Abgesehen von den zu erwartenden Organismen und den üblichen
Reinigungsmaschinen blieb die Suche ergebnislos. Anderes
Ungeziefer war nicht vorhanden – nicht, dass ich damit
gerechnet hätte, doch das war für mich ebenso Routine
wie die Überprüfung des Luftschiffs fürs
Wartungspersonal.
    Suze trat gerade in dem Moment aus der Dusche, als der
Anzugagent Meldung erstattete.
    »Oh!«, sagte sie. »Eine zahme Maus! Wie
süß!«
    »Grrr!«, machte der Anzug, doch Suze hörte
bestimmt bloß ein Quieken. Ich duschte meinerseits, und als
ich fertig war, hatte Suze Kaffee gemacht und sich zum Essen
angekleidet.
    »Danke«, sagte ich, als ich den Kaffee
entgegennahm. »Hübsches Kleid.«
    Suze blickte selbstgefällig darauf hinunter.
»Fortuny-Faltenrock nennt man das«, meinte sie.
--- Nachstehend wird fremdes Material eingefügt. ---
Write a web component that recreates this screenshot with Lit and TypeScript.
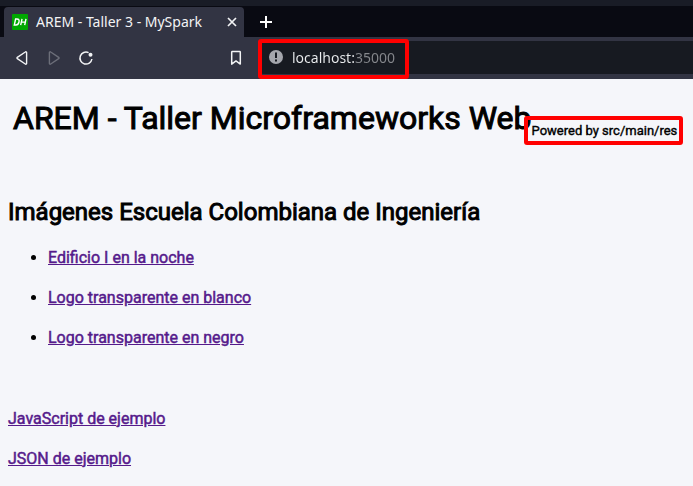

»Man kann ihn einfach in den Rucksack stopfen, und wenn man
ihn ausschüttelt, ist er wieder wie frisch
gebügelt.«
    »Ah«, machte ich. »Ich muss dir etwas
zeigen.«
    Ich zog meine Sachen an, die von der Reise noch durchschwitzt
und zerknittert waren. Sie alle waren Teil des Anzugs – der
Rest verteilte sich auf die Maus und den Rucksack mitsamt Inhalt
–, doch es war noch genug übrig für den
Aschenputtel-Trick, für imitierten Tüll und Spitze,
hergestellt anhand der archivierten Erinnerung an historischen
Firlefanz. Ich wirbelte um die eigene Achse und grinste die
staunende Suze an.
    »Das ist ein Raumanzug aus intelligenter Materie«,
erklärte ich, setzte mich und klopfte auf die bauschigen
Röcke. Suze machte noch immer große Augen.
    »Du bist aus dem Weltraum?«
    »Ja«, antwortete ich. »Genau genommen von
der Cassini-Division.«
    »Wow!« Suze’ Erstaunen machte
ehrfürchtiger und ein wenig schuldbewusster Erregung Platz,
was ich nicht zum ersten Mal erlebte. In einer
Überflussgesellschaft, die in Frieden und Sicherheit lebte,
symbolisierte die Division den gefährlichen Reiz der Gefahr,
die Anziehungskraft der Gewalt. Manche verachteten und
fürchteten sie aus dem gleichen Grund, andere verehrten sie
– bisweilen ohne es sich selbst einzugestehen. Suze
gehörte offenbar auch zu dieser Gruppe.
    »Das ist der Grund, weshalb ich mit Malley sprechen
will«, sagte ich.
    »Über das Wurmloch?« Kluges Kind.